Fazliddin Kurbanov, 30, pleaded not guilty in U.S. District Court in Boise to three terrorism-related charges, including conspiracy to provide material support to a foreign terrorist organization and conspiracy to provide material support to terrorists.
Federal authorities say Kurbanov supplied resources to the Islamic Movement of Uzbekistan, which the U.S. government identifies as a foreign terrorist group that aims to overthrow the Uzbek regime and establish an Islamic state. Money, software and training were among those resources, according to the indictment.
Kurbarov also had the parts to make a bomb, including a hollow hand grenade, hobby fuse, aluminum powder, potassium nitrate and sulfur, the indictment says.
"For the U.S. attorney to mention IMU, that's sending off all kinds of bells and whistles inside the Beltway in terms of intelligence agencies to figure out who this guy is, what he knew and why him and why in Utah and Idaho," said homeland security expert Tom Panuzio.
Federal prosecutors did not reveal any new information in court Friday.
A public defender was appointed to represent Kurbanov, who worked as a truck driver until his arrest Thursday. He was being held in the Ada County Jail. A detention hearing is scheduled for Tuesday in Boise.
The Idaho U.S. Attorney's Office is seeking to keep him behind bars pending trial, arguing he is a danger to the community and a flight risk. Trial is scheduled for July 2.
A one-count indictment filed in Salt Lake City alleges that for 10 days in January, Kurbanov taught and demonstrated how to make explosive devices and distributed information relating to the manufacture and use of a weapon of mass destruction.
In Utah, he allegedly showed Internet videos, led shopping trips, provided written recipes and gave instructions on where to obtain components to build and use improvised explosive devices, according to the indictment.
The FBI would not comment on where Kurbanov lived or stayed in Utah or how much time he spent in the state.
Idaho U.S. Attorney Wendy Olson said the case isn't connected to the bombings in Boston last month.
But Panuzio said what Kurbanov was allegedly doing had the potential to be much worse. While Tamerlan and Dzhokhar Tsarnaev appear to be "self-radicalized," authorities said they have tied Kurbanov to a well-established, well-funded terrorist group, he said.
"In many ways it is more troublesome, at least initially, than the Boston bombings. Obviously a bomb didn't go off," he said. "But if these accusations are true, to have an individual that is supporting and providing money and resources to the Islamic Movement of Uzbekistan. That is extremely troubling."

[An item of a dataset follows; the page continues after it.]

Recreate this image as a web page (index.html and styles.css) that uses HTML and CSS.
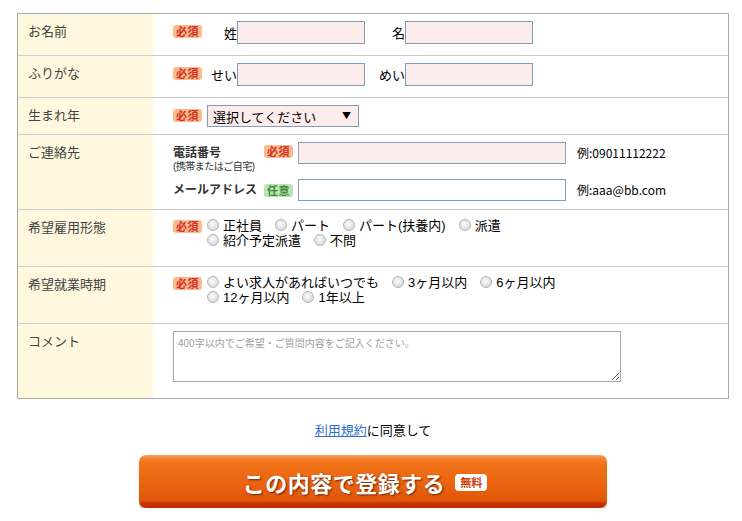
FILE: index.html
```html
<!DOCTYPE html>
<html lang="ja">
<head>
<meta charset="utf-8">
<title>登録フォーム</title>
<link rel="stylesheet" href="styles.css">
</head>
<body>
<div class="page">
  <div class="form">
    <div class="row h41">
      <div class="th">お名前</div>
      <div class="td name-line">
        <span class="badge req">必須</span>
        <span class="nlabel first">姓</span><input class="txt pink w128" type="text">
        <span class="nlabel second">名</span><input class="txt pink w128" type="text">
      </div>
    </div>
    <div class="row h41">
      <div class="th">ふりがな</div>
      <div class="td name-line">
        <span class="badge req">必須</span>
        <span class="nlabel first">せい</span><input class="txt pink w128" type="text">
        <span class="nlabel second">めい</span><input class="txt pink w128" type="text">
      </div>
    </div>
    <div class="row h36">
      <div class="th">生まれ年</div>
      <div class="td name-line">
        <span class="badge req">必須</span>
        <span class="select-wrap"><select class="sel"><option>選択してください</option></select></span>
      </div>
    </div>
    <div class="row h74">
      <div class="th">ご連絡先</div>
      <div class="td">
        <div class="contact">
          <div class="c-label top"><span class="c-main">電話番号</span><span class="c-sub">(携帯またはご自宅)</span></div>
          <span class="badge req top">必須</span>
          <input class="txt pink w268" type="text">
          <span class="example">例:09011112222</span>
          <div class="c-label"><span class="c-main">メールアドレス</span></div>
          <span class="badge opt">任意</span>
          <input class="txt w268" type="text">
          <span class="example">例:aaa@bb.com</span>
        </div>
      </div>
    </div>
    <div class="row h56">
      <div class="th">希望雇用形態</div>
      <div class="td radio-line">
        <span class="badge req radio-badge">必須</span>
        <div class="options">
          <label class="opt-item"><input type="radio" name="koyo" class="radio">正社員</label>
          <label class="opt-item"><input type="radio" name="koyo" class="radio">パート</label>
          <label class="opt-item"><input type="radio" name="koyo" class="radio">パート(扶養内)</label>
          <label class="opt-item"><input type="radio" name="koyo" class="radio">派遣</label>
          <label class="opt-item"><input type="radio" name="koyo" class="radio">紹介予定派遣</label>
          <label class="opt-item"><input type="radio" name="koyo" class="radio">不問</label>
        </div>
      </div>
    </div>
    <div class="row h56">
      <div class="th">希望就業時期</div>
      <div class="td radio-line">
        <span class="badge req radio-badge">必須</span>
        <div class="options">
          <label class="opt-item"><input type="radio" name="jiki" class="radio">よい求人があればいつでも</label>
          <label class="opt-item"><input type="radio" name="jiki" class="radio">3ヶ月以内</label>
          <label class="opt-item"><input type="radio" name="jiki" class="radio">6ヶ月以内</label>
          <label class="opt-item"><input type="radio" name="jiki" class="radio">12ヶ月以内</label>
          <label class="opt-item"><input type="radio" name="jiki" class="radio">1年以上</label>
        </div>
      </div>
    </div>
    <div class="row h74">
      <div class="th">コメント</div>
      <div class="td">
        <textarea class="comment" placeholder="400字以内でご希望・ご質問内容をご記入ください。"></textarea>
      </div>
    </div>
  </div>

  <p class="agree"><a href="#" class="terms">利用規約</a>に同意して</p>

  <div class="submit-wrap">
    <button class="submit" type="button"><span class="submit-text">この内容で登録する</span><span class="free">無料</span></button>
  </div>
</div>
</body>
</html>
```

FILE: styles.css
```css
* { box-sizing: border-box; }

body {
  margin: 0;
  background: #fff;
  font-family: "Noto Sans CJK JP", "Noto Sans", sans-serif;
  color: #000;
}

.page {
  width: 712px;
  margin: 13px 0 0 17px;
}

.form {
  border: 1px solid #aaa;
  width: 712px;
}

.row {
  display: grid;
  grid-template-columns: 135px 1fr;
  border-top: 1px solid #ccc;
  box-sizing: content-box;
}
.row:first-child { border-top: none; }

.h41 { height: 41px; }
.h36 { height: 36px; }
.h74 { height: 74px; }
.h56 { height: 56px; }

.th {
  background: #fff8df;
  padding: 8px 10px 0 10px;
  font-size: 13px;
  line-height: 18px;
  color: #444;
}

.td {
  padding: 7px 0 0 20px;
  font-size: 13px;
}

.name-line {
  display: flex;
  align-items: flex-start;
}
.name-line .badge { margin-top: 4px; }

.badge {
  display: inline-block;
  height: 13px;
  line-height: 13px;
  padding: 0 3px;
  border-radius: 3px;
  font-size: 11px;
  font-weight: bold;
  letter-spacing: 0.5px;
  flex: none;
}
.badge.req { background: #fbbb8c; color: #d2302a; }
.badge.opt { background: #b9e4b2; color: #3c8c34; }

.nlabel {
  display: inline-block;
  text-align: right;
  font-size: 13px;
  line-height: 23px;
  color: #000;
}
.nlabel.first { width: 35px; }
.nlabel.second { width: 40px; }

.txt {
  height: 23px;
  border: 1px solid #7f9db9;
  background: #fff;
  padding: 2px 3px;
  font: 13px "Noto Sans CJK JP", sans-serif;
  margin: 0;
}
.txt.pink { background: #fdecec; }
.w128 { width: 128px; }
.w268 { width: 268px; height: 22px; }

.select-wrap {
  position: relative;
  display: inline-block;
  margin-left: 5px;
}
.sel {
  appearance: none;
  -webkit-appearance: none;
  width: 152px;
  height: 22px;
  border: 1px solid #7f9db9;
  background: #fdecec;
  font: 13px "Noto Sans CJK JP", sans-serif;
  color: #000;
  padding: 0 0 0 5px;
  margin: 0;
  border-radius: 0;
}
.select-wrap::after {
  content: "\25BC";
  position: absolute;
  right: 8px;
  top: 4px;
  font-size: 9px;
  line-height: 14px;
  color: #000;
  pointer-events: none;
}

.contact {
  display: grid;
  grid-template-columns: 91px 34px 279px auto;
  grid-template-rows: 37px 22px;
  align-items: center;
}
.contact .top { align-self: start; }
.c-label.top { padding-top: 3px; }
.badge.top { margin-top: 3px; justify-self: start; }
.contact .badge { justify-self: start; }
.c-label {
  display: flex;
  flex-direction: column;
  font-family: "Liberation Sans", "Noto Sans CJK JP", sans-serif;
}
.c-main {
  font-size: 12px;
  line-height: 16px;
  font-weight: bold;
  color: #333;
}
.c-sub {
  font-size: 10px;
  line-height: 12px;
  color: #333;
  letter-spacing: -0.5px;
  white-space: nowrap;
}
.contact .txt { align-self: start; }
.contact .example { align-self: start; line-height: 22px; }
.example {
  font-size: 12px;
  color: #000;
  white-space: nowrap;
}

.radio-line {
  display: flex;
  align-items: flex-start;
  padding-top: 8px;
}
.radio-badge { margin-top: 2px; }
.options {
  display: flex;
  flex-wrap: wrap;
  width: 380px;
  margin-left: 5px;
  line-height: 15px;
  font-size: 13px;
  font-family: "Liberation Sans", "Noto Sans CJK JP", sans-serif;
}
.opt-item {
  display: inline-flex;
  align-items: center;
  margin-right: 13px;
  white-space: nowrap;
}
.radio {
  appearance: none;
  -webkit-appearance: none;
  width: 12px;
  height: 12px;
  margin: -2px 4px 0 0;
  border: 1px solid #b5b5b5;
  border-radius: 50%;
  background: radial-gradient(circle at 45% 40%, #fbfbfb 0%, #e8e8e8 45%, #cfcfcf 100%);
  flex: none;
}

.comment {
  display: block;
  width: 448px;
  height: 51px;
  border: 1px solid #a9a9a9;
  padding: 4px 4px;
  font: 10px/13px "Noto Sans CJK JP", sans-serif;
  margin: 0;
  resize: vertical;
}
.comment::placeholder { color: #a0a0a0; }

.agree {
  margin: 22px 0 0;
  text-align: center;
  font-size: 13px;
  line-height: 18px;
  color: #000;
}
.terms { color: #2f6fd0; text-decoration: underline; }

.submit-wrap {
  display: flex;
  justify-content: center;
  margin-top: 16px;
}
.submit {
  width: 468px;
  height: 53px;
  border: none;
  border-radius: 7px;
  padding: 0 16px 0 0;
  display: flex;
  align-items: center;
  justify-content: center;
  gap: 10px;
  background: linear-gradient(to bottom, #f8a468 0, #f5842e 3px, #f07218 9px, #e9640f 55%, #e0560a 86%, #c83400 91%, #c02c00 100%);
  box-shadow: 0 2px 1px rgba(0,0,0,0.28);
  cursor: pointer;
}
.submit-text {
  color: #fff;
  font: bold 22px/26px "Noto Sans CJK JP", sans-serif;
  text-shadow: 1px 1px 2px rgba(90, 25, 0, 0.85);
  letter-spacing: 0.5px;
}
.free {
  background: #fff;
  color: #d0400a;
  border-radius: 4px;
  font: bold 11px/17px "Noto Sans CJK JP", sans-serif;
  padding: 0 5px;
  height: 17px;
  margin-top: 2px;
}
```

This appears to be a much more coordinated effort with a group capable of building high-grade explosives, Panuzio said.
Although the Islamic Movement of Uzbekistan started in the 1990s with the stated goal of overthrowing the Uzbek regime and establishing an Islamic government, it has broadened its Islamic influence in Central Asia.
The movement's fighters have a presence in Afghanistan's northern provinces and in Pakistan's Waziristan province. U.S. and Afghan officials say al-Qaida has been building ties with the IMU.
Last year, an Uzbek named Ulugbek Kodirov was sentenced to a minimum 15 years in prison in Alabama for plotting to shoot President Barack Obama while on the campaign trial. Kodirov pleaded guilty, saying he was acting at the behest of the Islamic Movement of Uzbekistan.